Le dépistage systématique du cancer du sein remis en question
Santé publique
Le canton de Berne pourrait interrompre son programme pilote de mammographies pour toutes les femmes de 50 ans et plus. Une décision controversée

Le dépistage du cancer du sein fait une fois de plus polémique. Une toute récente décision du canton de Berne relance le clivage entre deux groupes de cantons, ceux qui ont un programme de dépistage systématique (tous les cantons latins, ainsi que Berne, Bâle-Ville, Saint-Gall, les Grisons et la Thurgovie), et ceux qui n’en veulent pas.
Berne avait rejoint en 2012 les cantons qui invitent systématiquement toutes les femmes de 50 ans et plus à faire une mammographie (exemptée de la franchise, donc pour un coût entre 18 et 20 francs).
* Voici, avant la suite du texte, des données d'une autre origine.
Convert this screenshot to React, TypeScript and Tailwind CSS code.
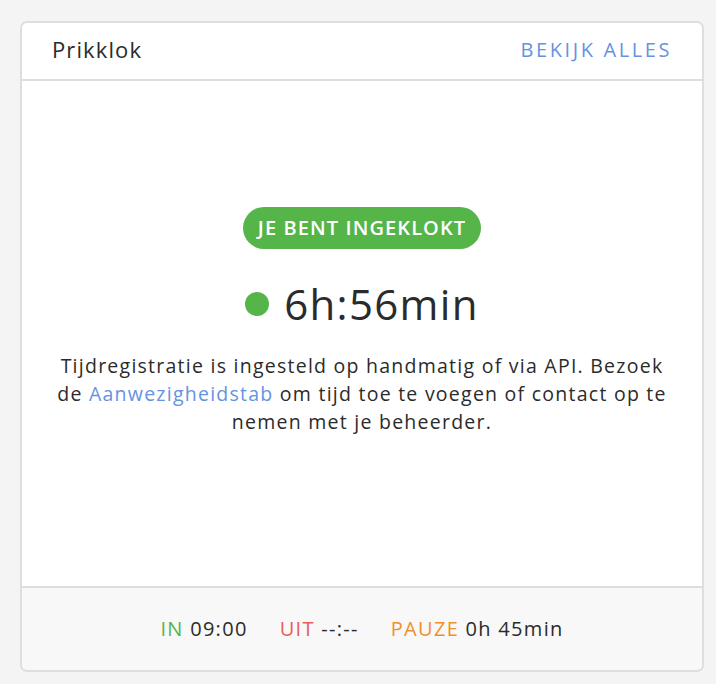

Mais, cinq ans à peine après cette décision, le médecin cantonal, Jan von Overbeck, envisage de suspendre le programme et, en tout cas, d’en attribuer la gestion au secteur privé.
Un taux de participation trop bas
La raison? Actuellement, le dépistage est assuré par la Ligue bernoise contre le cancer. Or, constate Jan von Overbeck, «seules 34% des femmes concernées viennent se faire dépister. Cela a des conséquences sur la qualité du programme, qui ne pourra pas à long terme être autonome financièrement.» Le médecin cantonal explique un taux de participation si bas par la forte concurrence de l’offre privée dans le canton.
«Je ne vois pas pourquoi le canton est chargé de ce programme, poursuit Jan von Overbeck. En nous tournant vers un prestataire privé, nous espérons assurer un taux élevé de participation et une évaluation rapide des cas suspects.» Les gynécologues et les radiologues pourraient donc eux-mêmes mettre sur pied un programme de dépistage. «Les tarifs de ces prestations sont profitables, précise le médecin cantonal, avec un soutien de départ par l’Etat, le programme serait autonome.»
Un programme pilote d’au moins huit ans
Berne décidera fin août si le programme continue et, le cas échéant, qui sera le nouveau prestataire. Ce possible changement de cap interpelle Rose-Marie Rittener, vice-présidente de Swiss Cancer Screening, le regroupement de tous les programmes cantonaux: «Nous regrettons cette évaluation intermédiaire. Il est recommandé que le programme dure au moins huit ans pour évaluer correctement les résultats», explique-t-elle en se référant à l’ordonnance fédérale en la matière.
Quant à la possibilité d’un prestataire privé, Rose-Marie Rittener est dubitative: «Ce n’est pas la mission des radiologues de conduire des programmes de santé publique. Ils ne sont pas payés par les caisses maladie pour envoyer des courriers d’invitation aux femmes et faire des brochures d’information.»
Vaud et Fribourg convaincus
Berne risque-t-il par son choix d’ébranler les autres cantons membres? Ainsi qu’il l’indiquait à la radio alémanique, le médecin cantonal de Soleure n’est plus sûr de vouloir mettre sur pied le programme cantonal envisagé. Mais rien n’est encore décidé. Dans le canton de Vaud, où le programme existe depuis 1999, aucune hésitation: «Nous avons un taux de participation élevé (59%). Nous évaluons le programme en permanence et nous restons pour l’instant convaincus qu’il est utile», juge Jean-Paul Jeanneret, chef adjoint du Service cantonal de la santé publique.
A Fribourg, c’est l’étonnement: «Berne a rejoint la liste depuis peu. Avec le temps, le taux de participation et la qualité du programme augmentent», estime le médecin cantonal, Chung-Yol Lee. Le centre de dépistage du cancer du sein de Fribourg enregistre un taux de 61%, après douze ans de programme.
«Nous n’aurons pas le contrôle, ce ne sera pas meilleur marché»
Le financement privé présente aussi des désavantages, selon le Dr Chung-Yol Lee. «Nous n’aurons pas le contrôle, ce ne sera pas meilleur marché.» Le médecin cantonal craint aussi moins d’équité dans l’accès au dépistage: «Dans certaines couches de la société, tout le monde n’a pas de médecin traitant. Dans les cantons romands, nous sommes convaincus qu’il vaut la peine d’investir dans des programmes cantonaux.»
Ce n’est pas la première remise en question de cette pratique: en 2014, un rapport du Swiss Medical Board déconseillait ces programmes cantonaux à cause de résultats parfois faussement positifs. Cependant, des études montrent que, sur mille femmes, le dépistage permet d’éviter quatre décès supplémentaires et favorise un traitement moins lourd.